Factors keeping ecosystems balanced under adverse conditions seem to involve groups, though larger and less species focused ones than this usually seems to refer to, in common usage. The frequency of symbiotic relationships (for better or for worse), seems suggestive of outside species relationships. Perhaps a result of a lack of competition, or increased ability to synergies when both parties are able to evolve to do different things.
***Brute force, an approach renowned for its elegance.
My mind matches this to be the conflict between the magic the gathering colors of red and green. Green likes accumulation and red likes reactivity. Preposed sideways solution is the white option, provide an eternal order. However ther are som downsides to this. White likes to sanctify and guard but it doesn't actually like to add. Green would fill up the chest and while white is better at ensuring no loss of progress it has equal problems of letting stuff in than strength in preventing stuff from leaving. Yeah your valuables are safe from any thief but you can't make any deposits. (The filpside of "eternal" as "incorruptible" is perfect stagnation)

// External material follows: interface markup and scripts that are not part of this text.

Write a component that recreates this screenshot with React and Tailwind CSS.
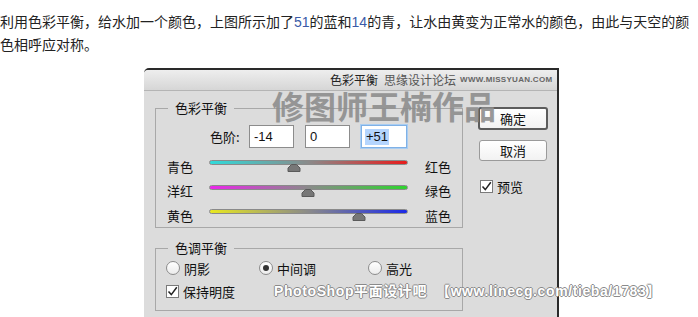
import React from "react";

const sans = "font-['Noto_Sans_CJK_SC','Noto_Sans',sans-serif]";

function Slider({ left, right, from, to, pos }) {
  return (
    <div className="flex items-center h-[24.5px]">
      <div className="w-[42px] text-[13px] leading-none text-[#111] pl-[0px]">{left}</div>
      <div className="relative w-[199px] h-[12px]">
        <div
          className="h-[5px] rounded-full border border-[#8a8a8a]"
          style={{ background: `linear-gradient(to right, ${from}, #8a8a8a 50%, ${to})` }}
        />
        <div className="absolute top-[4px]" style={{ left: pos - 7 }}>
          <svg width="14" height="8" viewBox="0 0 14 8">
            <path d="M4.5 0.5 L9.5 0.5 L13 4 L13 7.5 L1 7.5 L1 4 Z" fill="#777" stroke="#5a5a5a" strokeWidth="1" />
          </svg>
        </div>
      </div>
      <div className="ml-[17px] text-[13px] leading-none text-[#111]">{right}</div>
    </div>
  );
}

function Radio({ checked, label, w }) {
  return (
    <div className="flex items-center" style={{ width: w }}>
      <div className="w-[14px] h-[14px] rounded-full border border-[#8c8c8c] bg-gradient-to-b from-white to-[#ececec] flex items-center justify-center">
        {checked && <div className="w-[6px] h-[6px] rounded-full bg-[#333]" />}
      </div>
      <span className="ml-[4px] text-[13px] leading-none text-[#111]">{label}</span>
    </div>
  );
}

function Check({ label }) {
  return (
    <div className="flex items-center">
      <div className="w-[13px] h-[13px] border border-[#7a7a7a] bg-white flex items-center justify-center">
        <svg width="11" height="11" viewBox="0 0 11 11">
          <path d="M1.5 5.5 L4.3 8.6 L9.8 1.2" fill="none" stroke="#222" strokeWidth="1.5" />
        </svg>
      </div>
      <span className="ml-[4px] text-[13px] leading-none text-[#111]">{label}</span>
    </div>
  );
}

export default function App() {
  return (
    <div className={`relative w-[698px] h-[317px] overflow-hidden bg-white ${sans}`}>
      <p className="pt-[10px] text-[14px] leading-[22px] text-[#222]">
        利用色彩平衡，给水加一个颜色，上图所示加了<span className="text-[#3a5aa8] font-['Liberation_Sans',sans-serif]">51</span>的蓝和<span className="text-[#3a5aa8] font-['Liberation_Sans',sans-serif]">14</span>的青，让水由黄变为正常水的颜色，由此与天空的颜色相呼应对称。
      </p>

      <div className="relative ml-[144px] mt-[13px] w-[415px] border-t-2 border-r-2 border-[#2a2a2a] rounded-tl-[5px] bg-[#dcdcdc]">
        {/* title bar */}
        <div className="h-[21px] flex items-center pl-[186px] bg-gradient-to-b from-[#eeeeee] to-[#d6d6d6] border-b border-[#b4b4b4] rounded-tl-[4px]">
          <span className="text-[12px] leading-none text-[#222]">色彩平衡</span>
          <span className="ml-[6px] text-[12px] leading-none text-[#555]">思缘设计论坛</span>
          <span className="ml-[4px] text-[8px] leading-none font-bold text-[#666] tracking-[0.3px] font-['Liberation_Sans',sans-serif]">WWW.MISSYUAN.COM</span>
        </div>

        {/* body */}
        <div className="flex pl-[11px] pb-[12px]">
          <div className="w-[308px]">
            <fieldset className="mt-[10px] border border-[#a8a8a8] h-[127px]">
              <legend className="ml-[12px] px-[7px] text-[13px] leading-[14px] text-[#111]">色彩平衡</legend>
              <div className="flex items-center mt-[10px] pl-[54px]">
                <span className="w-[39px] text-[13px] leading-none text-[#111]">色阶:</span>
                <div className="w-[45px] h-[23px] bg-white border border-[#8c8c8c] flex items-center pl-[4px] text-[13px] font-['Liberation_Sans',sans-serif] text-[#111]">-14</div>
                <div className="ml-[11px] w-[45px] h-[23px] bg-white border border-[#8c8c8c] flex items-center pl-[4px] text-[13px] font-['Liberation_Sans',sans-serif] text-[#111]">0</div>
                <div className="ml-[11px] w-[46px] h-[23px] bg-white border border-[#7fb1e6] shadow-[0_0_0_1px_#a9cdf2] flex items-center pl-[3px] text-[13px] font-['Liberation_Sans',sans-serif] text-[#111]">
                  <span className="bg-[#b4d5fe] px-[1px] leading-[16px]">+51</span>
                </div>
              </div>
              <div className="mt-[6px] pl-[11px]">
                <Slider left="青色" right="红色" from="#30dada" to="#e81c1c" pos={85} />
                <Slider left="洋红" right="绿色" from="#ea26ea" to="#2ed42e" pos={99} />
                <Slider left="黄色" right="蓝色" from="#e8e820" to="#1c2ae8" pos={150} />
              </div>
            </fieldset>

            <fieldset className="mt-[13px] border border-[#a8a8a8] h-[70px]">
              <legend className="ml-[12px] px-[7px] text-[13px] leading-[14px] text-[#111]">色调平衡</legend>
              <div className="flex items-center h-[20px] mt-[3px] pl-[10px]">
                <Radio label="阴影" w={93} />
                <Radio label="中间调" checked w={109} />
                <Radio label="高光" />
              </div>
              <div className="flex items-center h-[20px] mt-[3px] pl-[10px]">
                <Check label="保持明度" />
              </div>
            </fieldset>
          </div>

          <div className="ml-[15px] pt-[16px] flex flex-col">
            <button className="w-[70px] h-[23px] border-2 border-[#5c5c5c] rounded-[3px] bg-gradient-to-b from-white to-[#f2f2f2] text-[13px] leading-none text-[#111]">确定</button>
            <button className="ml-[1px] mt-[10px] w-[68px] h-[21px] border border-[#9a9a9a] rounded-[3px] bg-gradient-to-b from-white to-[#f2f2f2] text-[13px] leading-none text-[#111]">取消</button>
            <div className="ml-[2px] mt-[19px]">
              <Check label="预览" />
            </div>
          </div>
        </div>

        {/* watermark */}
        <div className="absolute left-[128px] top-[19px] text-[32px] leading-none font-bold text-[#8e8e8e] opacity-90 pointer-events-none font-['Noto_Sans_CJK_SC',serif]">
          修图师王楠作品
        </div>
      </div>

      <div className="absolute left-[274px] top-[284px] text-[14px] leading-[14px] font-bold text-white tracking-[0.6px] font-['Liberation_Sans','Noto_Sans_CJK_SC',sans-serif] [text-shadow:1px_0_0_#8a8a8a,-1px_0_0_#8a8a8a,0_1px_0_#8a8a8a,0_-1px_0_#8a8a8a] whitespace-nowrap">
        PhotoShop平面设计吧&nbsp;&nbsp;【www.linecg.com/tieba/1783】
      </div>
    </div>
  );
}
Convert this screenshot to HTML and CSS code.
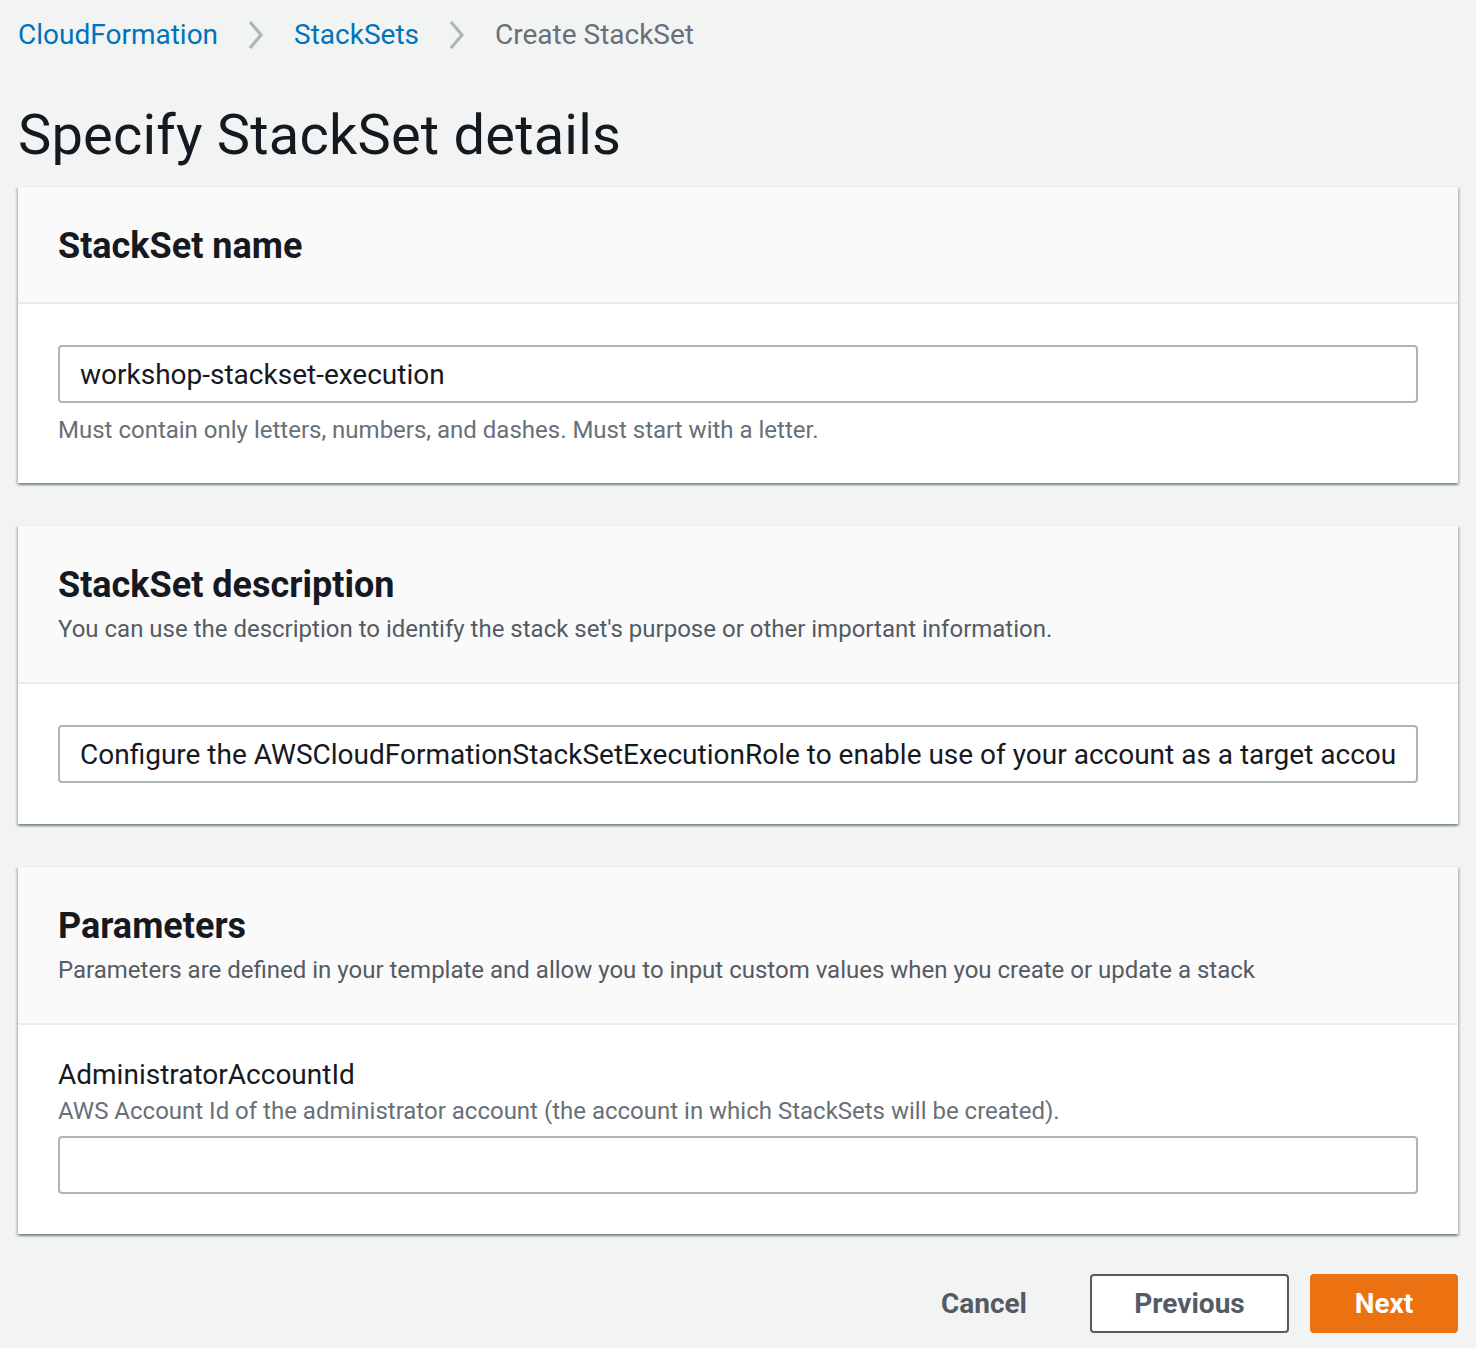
FILE: index.html
```html
<!DOCTYPE html>
<html>
<head>
<meta charset="utf-8">
<link rel="stylesheet" href="styles.css">
</head>
<body>
<div class="page">
  <nav class="breadcrumbs">
    <a class="crumb link" href="#">CloudFormation</a>
    <svg class="chev" width="20" height="30" viewBox="0 0 20 30"><path d="M4 2 L15 15 L4 28" fill="none" stroke="#aab7b8" stroke-width="3.2"/></svg>
    <a class="crumb link" href="#">StackSets</a>
    <svg class="chev" width="20" height="30" viewBox="0 0 20 30"><path d="M4 2 L15 15 L4 28" fill="none" stroke="#aab7b8" stroke-width="3.2"/></svg>
    <span class="crumb current">Create StackSet</span>
  </nav>

  <h1 class="page-title">Specify StackSet details</h1>

  <section class="card">
    <header class="card-header">
      <h2 class="card-title">StackSet name</h2>
    </header>
    <div class="card-body">
      <input class="text-input" type="text" value="workshop-stackset-execution">
      <div class="hint">Must contain only letters, numbers, and dashes. Must start with a letter.</div>
    </div>
  </section>

  <section class="card">
    <header class="card-header">
      <h2 class="card-title">StackSet description</h2>
      <div class="card-desc">You can use the description to identify the stack set's purpose or other important information.</div>
    </header>
    <div class="card-body">
      <input class="text-input" type="text" value="Configure the AWSCloudFormationStackSetExecutionRole to enable use of your account as a target account in AWS CloudFormation StackSets.">
    </div>
  </section>

  <section class="card">
    <header class="card-header">
      <h2 class="card-title">Parameters</h2>
      <div class="card-desc">Parameters are defined in your template and allow you to input custom values when you create or update a stack</div>
    </header>
    <div class="card-body body-param">
      <div class="field-label">AdministratorAccountId</div>
      <div class="field-desc">AWS Account Id of the administrator account (the account in which StackSets will be created).</div>
      <input class="text-input" type="text" value="">
    </div>
  </section>

  <div class="actions">
    <button class="btn btn-link">Cancel</button>
    <button class="btn btn-normal">Previous</button>
    <button class="btn btn-primary">Next</button>
  </div>
</div>
</body>
</html>
```

FILE: styles.css
```css
html, body {
  margin: 0;
  padding: 0;
  background: #f2f3f3;
}
body {
  font-family: Roboto, "Noto Sans", "Liberation Sans", sans-serif;
  color: #16191f;
}
.page {
  padding: 14px 18px 0 18px;
}
.breadcrumbs {
  display: flex;
  align-items: center;
  height: 42px;
  gap: 28px;
}
.crumb {
  font-size: 28px;
  line-height: 42px;
  text-decoration: none;
}
.link { color: #0073bb; }
.current { color: #687078; }
.chev { display: block; }

.page-title {
  margin: 0;
  font-size: 56px;
  font-weight: 400;
  line-height: 70px;
  padding-top: 44px;
  padding-bottom: 16px;
  color: #16191f;
  letter-spacing: 0.2px;
}

.card {
  background: #fff;
  margin-bottom: 42px;
  box-shadow: 0 2px 2px 0 rgba(0,28,36,.3), 2px 2px 2px 0 rgba(0,28,36,.15), -2px 2px 2px 0 rgba(0,28,36,.15);
  border-top: 1px solid #eaeded;
}
.card-header {
  background: #fafafa;
  border-bottom: 2px solid #eaeded;
  padding: 37px 40px 34px 40px;
}
.card-title {
  margin: 0;
  font-size: 36px;
  line-height: 44px;
  font-weight: 700;
  color: #16191f;
}
.card-desc {
  font-size: 24px;
  line-height: 44px;
  color: #545b64;
  margin-bottom: -3px;
}
.card-body {
  padding: 41px 40px 41px 40px;
}
.text-input {
  display: block;
  box-sizing: border-box;
  width: 100%;
  height: 58px;
  border: 2px solid #aab7b8;
  border-radius: 4px;
  padding: 0 20px;
  font-family: inherit;
  font-size: 28px;
  color: #16191f;
  background: #fff;
  outline: none;
}
.hint {
  font-size: 24px;
  line-height: 36px;
  margin-top: 9px;
  margin-bottom: -6px;
  color: #687078;
}
.body-param {
  padding-top: 32px;
  padding-bottom: 40px;
}
.field-label {
  font-size: 28px;
  line-height: 36px;
  color: #16191f;
}
.field-desc {
  font-size: 24px;
  line-height: 36px;
  color: #687078;
  margin-bottom: 7px;
}
.actions {
  display: flex;
  justify-content: flex-end;
  gap: 21px;
  margin-top: -2px;
}
.btn {
  box-sizing: border-box;
  height: 59px;
  border-radius: 4px;
  font-family: inherit;
  font-size: 28px;
  font-weight: 700;
  padding: 0 40px;
  border: 2px solid transparent;
  cursor: pointer;
}
.btn-link {
  background: transparent;
  color: #545b64;
}
.btn-normal {
  background: #fff;
  border-color: #545b64;
  color: #545b64;
  width: 199px;
}
.btn-primary {
  background: #ec7211;
  border-color: #ec7211;
  color: #fff;
  width: 148px;
}
```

The evolution-institution framing is a useful one, and the metaphor, I think, extends further than that.
Not all evolutionary mechanisms are costly, in a certain sense - the major maintenance cost is informational. If an evolved mechanism doesn't get used, it doesn't necessarily get selected against, but it also doesn't get selected for; the mechanism can be eroded by informational degradation / entropy. Or it can be repurposed for some new issue.
The same is true of institutions, and we can observe it happening; we should expect chemical disasters every so often, just because the regulatory apparatus that ensures that chemical disasters don't occur, is renewed only when they do occur. Funding is one mechanism for this - maybe funding never decreases, it just doesn't keep up, until a disaster occurs. But also institutional drift - without chemical disasters to keep the public eye on the regulatory institution, the institution's purpose is gradually going to drift away from preventing chemical disasters, and drift towards the interests of the people running it (ensuring they have comfortable jobs, for instance), as one form of repurpose - but it could be repurposed to deal with some new issue as well.
Which is to say, the original adaptation - or the institution - could be serving another purpose entirely when it is needed again, and not actually be able to fulfill the requirements for which it was originally developed. More, the new purpose could be important enough that you can't just switch back to the original purpose.
One ramification is that Chesterton's Fence doesn't necessarily apply, because the thing that was put in the war chest, by the time you need it again, may not even be in there anyways. More, there may be pieces that are maladaptive to the new purpose, since the structure was created to fulfill a different purpose.
So an institution for dealing with say, earthquakes, stays on track by repurposing itself* for a new/future earthquake, whenever one comes along, and that's how it stays on track?
*More evolving than predicting the future, because predicting the future is hard.